Removing SGE leads to significant performance drops in most scenarios (e.g., Toluene, Mocap-Walk), proving that learnable spectral weights effectively amplify useful frequency bands.
Gains are larger in S2T (full trajectory) than S2S (final step), suggesting SGDD primarily benefits from more reliable long-term hidden representations, with advantages becoming more pronounced as time progresses.

Highlights & Insights¶

Future Trajectories as Privileged Information: This is the most clever aspect—allowing the teacher to "see the answers" during training to compress this capability into a student that only sees the initial state, bypassing the inference-time constraint.
Kronecker Product Spatiotemporal Basis: Using \(B=U_t\otimes U_s\) to decouple space and time frequencies in a unified spectral domain elegantly fixes the structural flaw of "spatiotemporal separation" in existing methods.
Dual Spectral + Spatiotemporal Alignment: Distillation occurs not just at the coordinate level, but also on spectral coefficients, encoding the intuition that "low-frequency ensures stability, high-frequency yields detail" directly into the loss.
Plug-and-play Decoder: SGDD is a representation learning framework that can wrap around various decoders like EGNO or GF-NODE as a general enhancement.

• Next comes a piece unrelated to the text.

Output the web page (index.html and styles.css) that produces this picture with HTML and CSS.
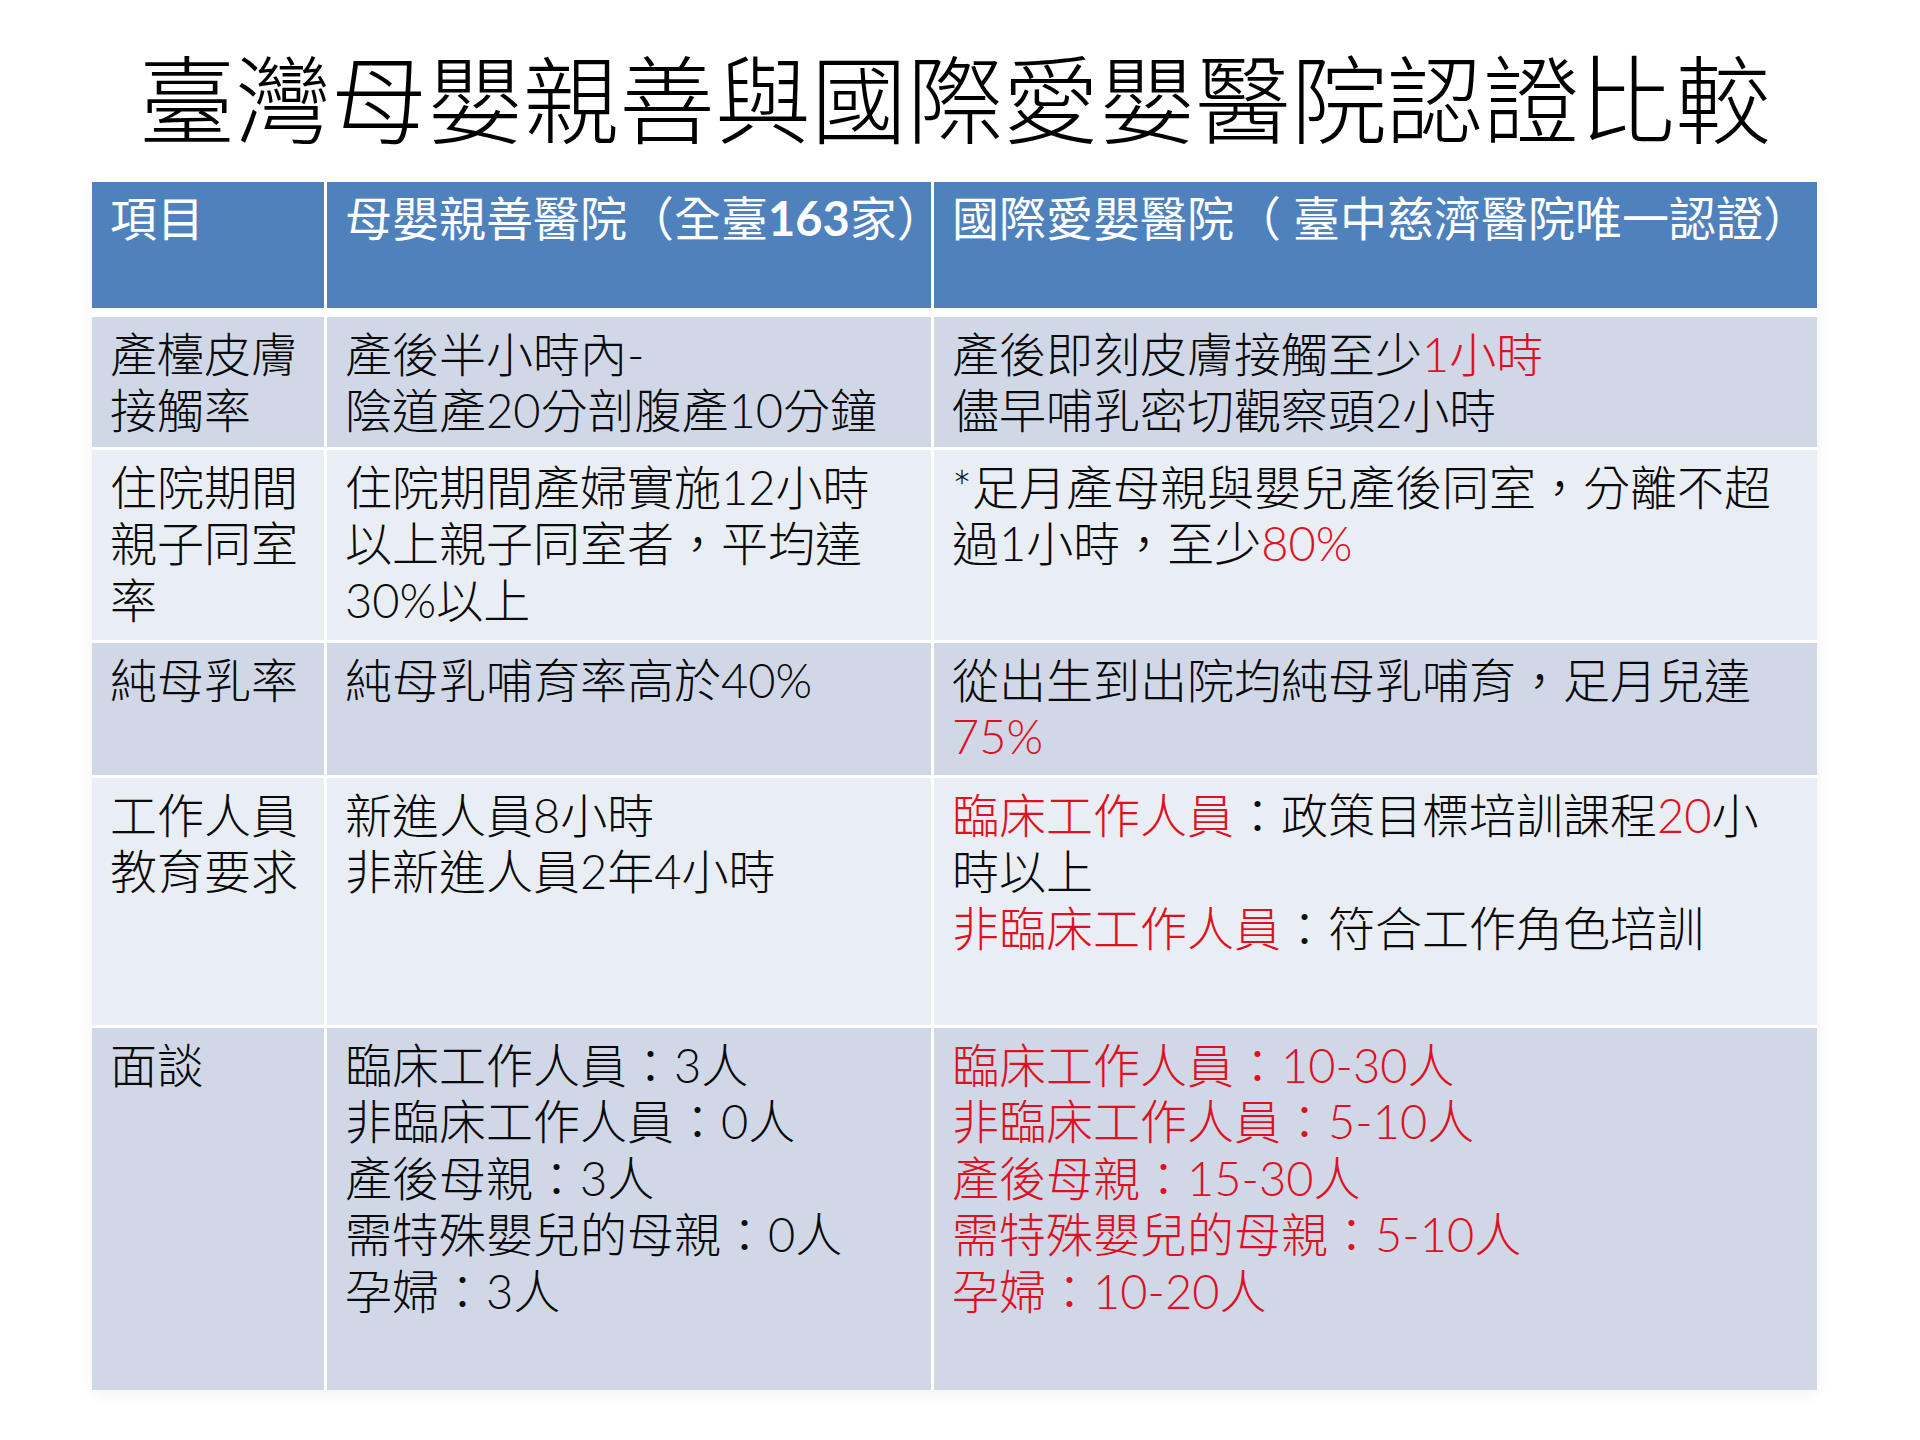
FILE: index.html
```html
<!DOCTYPE html>
<html lang="zh-Hant">
<head>
<meta charset="utf-8">
<title>臺灣母嬰親善與國際愛嬰醫院認證比較</title>
<link rel="stylesheet" href="styles.css">
</head>
<body>
<div class="slide">
  <h1 class="title">臺灣母嬰親善與國際愛嬰醫院認證比較</h1>
  <div class="table">
    <div class="cell head">項目</div>
    <div class="cell head">母嬰親善醫院（全臺<b class="num">163</b>家）</div>
    <div class="cell head">國際愛嬰醫院（ 臺中慈濟醫院唯一認證）</div>

    <div class="cell odd">產檯皮膚<br>接觸率</div>
    <div class="cell odd">產後半小時內-<br>陰道產20分剖腹產10分鐘</div>
    <div class="cell odd">產後即刻皮膚接觸至少<span class="red">1小時</span><br>儘早哺乳密切觀察頭2小時</div>

    <div class="cell even">住院期間<br>親子同室<br>率</div>
    <div class="cell even">住院期間產婦實施12小時<br>以上親子同室者，平均達<br>30%以上</div>
    <div class="cell even">*足月產母親與嬰兒產後同室，分離不超<br>過1小時，至少<span class="red">80%</span></div>

    <div class="cell odd">純母乳率</div>
    <div class="cell odd">純母乳哺育率高於40%</div>
    <div class="cell odd">從出生到出院均純母乳哺育，足月兒達<br><span class="red">75%</span></div>

    <div class="cell even">工作人員<br>教育要求</div>
    <div class="cell even">新進人員8小時<br>非新進人員2年4小時</div>
    <div class="cell even"><span class="red">臨床工作人員</span>：政策目標培訓課程<span class="red">20</span>小<br>時以上<br><span class="red">非臨床工作人員</span>：符合工作角色培訓</div>

    <div class="cell odd">面談</div>
    <div class="cell odd">臨床工作人員：3人<br>非臨床工作人員：0人<br>產後母親：3人<br>需特殊嬰兒的母親：0人<br>孕婦：3人</div>
    <div class="cell odd red">臨床工作人員：10-30人<br>非臨床工作人員：5-10人<br>產後母親：15-30人<br>需特殊嬰兒的母親：5-10人<br>孕婦：10-20人</div>
  </div>
</div>
</body>
</html>
```

FILE: styles.css
```css
html, body {
  margin: 0;
  padding: 0;
  background: #ffffff;
}

.slide {
  width: 1920px;
  height: 1440px;
  background: #ffffff;
  color: #000000;
}

.title {
  margin: 0;
  padding-top: 37px;
  height: 115px;
  margin-bottom: 30px;
  text-align: center;
  font-family: "Noto Sans CJK TC", "Noto Sans CJK SC", sans-serif;
  font-weight: 300;
  font-size: 96px;
  line-height: 1.2;
  color: #000000;
  padding-right: 10px;
}

.table {
  margin-left: 92px;
  width: 1725px;
  display: grid;
  grid-template-columns: 232px 604px 883px;
  grid-template-rows: 132px 130px 190px 132px 247px 362px;
  column-gap: 3px;
  row-gap: 3px;
  background: #ffffff;
  box-shadow: 0 4px 16px rgba(0, 0, 0, 0.05);
}

.cell {
  padding: 9px 0 0 18px;
  font-family: "Lato", "Noto Sans CJK TC", "Noto Sans CJK SC", sans-serif;
  font-weight: 300;
  font-size: 47px;
  line-height: 1.2;
  white-space: nowrap;
  color: #0a0a0a;
}

.head {
  background: #4f81bd;
  color: #ffffff;
  margin-bottom: 6px;
  padding-top: 8px;
  font-weight: 400;
}

.num {
  font-weight: 700;
}

.odd {
  background: #d0d8e8;
}

.even {
  background: #e9edf4;
}

.red {
  color: #e01020;
}
```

Limitations & Future Work¶

The authors note that for some molecules in MD17 S2T evaluations, results lag behind previous models, attributed to difficulties in perfectly reproducing baseline decoders; horizontal comparisons should be viewed with caution.
The choice of the truncation parameter \(K\) is sensitive and non-monotonic, lacking an a priori optimal criterion.
Training requires full future trajectories as privileged supervision, which may limit applicability in real-world scenarios with sparse or partial observations.
Spatiotemporal joint bases depend on fixed graph Laplacian eigendecomposition, which may be a bottleneck for dynamic edge sets or ultra-large-scale graphs (\(O((NT)^3)\) complexity).

vs. EGNO / GF-NODE: They use Fourier time convolutions or Graph Fourier + Neural ODE for frequency awareness but model space/time in a single dimension and weight frequencies equally. SGDD uses a joint basis, learnable weights, and privileged distillation.
vs. Equivariant Networks (EGNN / ClofNet): These emphasize spatial equivariance but place less focus on spatiotemporal frequency entanglement; SGDD directly learns frequency-aware representations.
vs. Knowledge Distillation + Privileged Information: SGDD follows the "visible during training, invisible during testing" paradigm but is the first to combine it with spatiotemporal spectral representations for physical dynamics.

Rating¶

Novelty: ⭐⭐⭐⭐⭐ The combination of joint spatiotemporal bases and privileged information distillation is a novel and self-consistent entry point for physical dynamics.
Experimental Thoroughness: ⭐⭐⭐⭐ Coverage of multi-scale systems is good, but inconsistencies in some S2T metrics weaken the comparative argument.
Writing Quality: ⭐⭐⭐⭐ The link between motivation, method, and equations is clear.
Value: ⭐⭐⭐⭐ A plug-and-play representation enhancement framework with strong potential for transfer to other spatiotemporal tasks.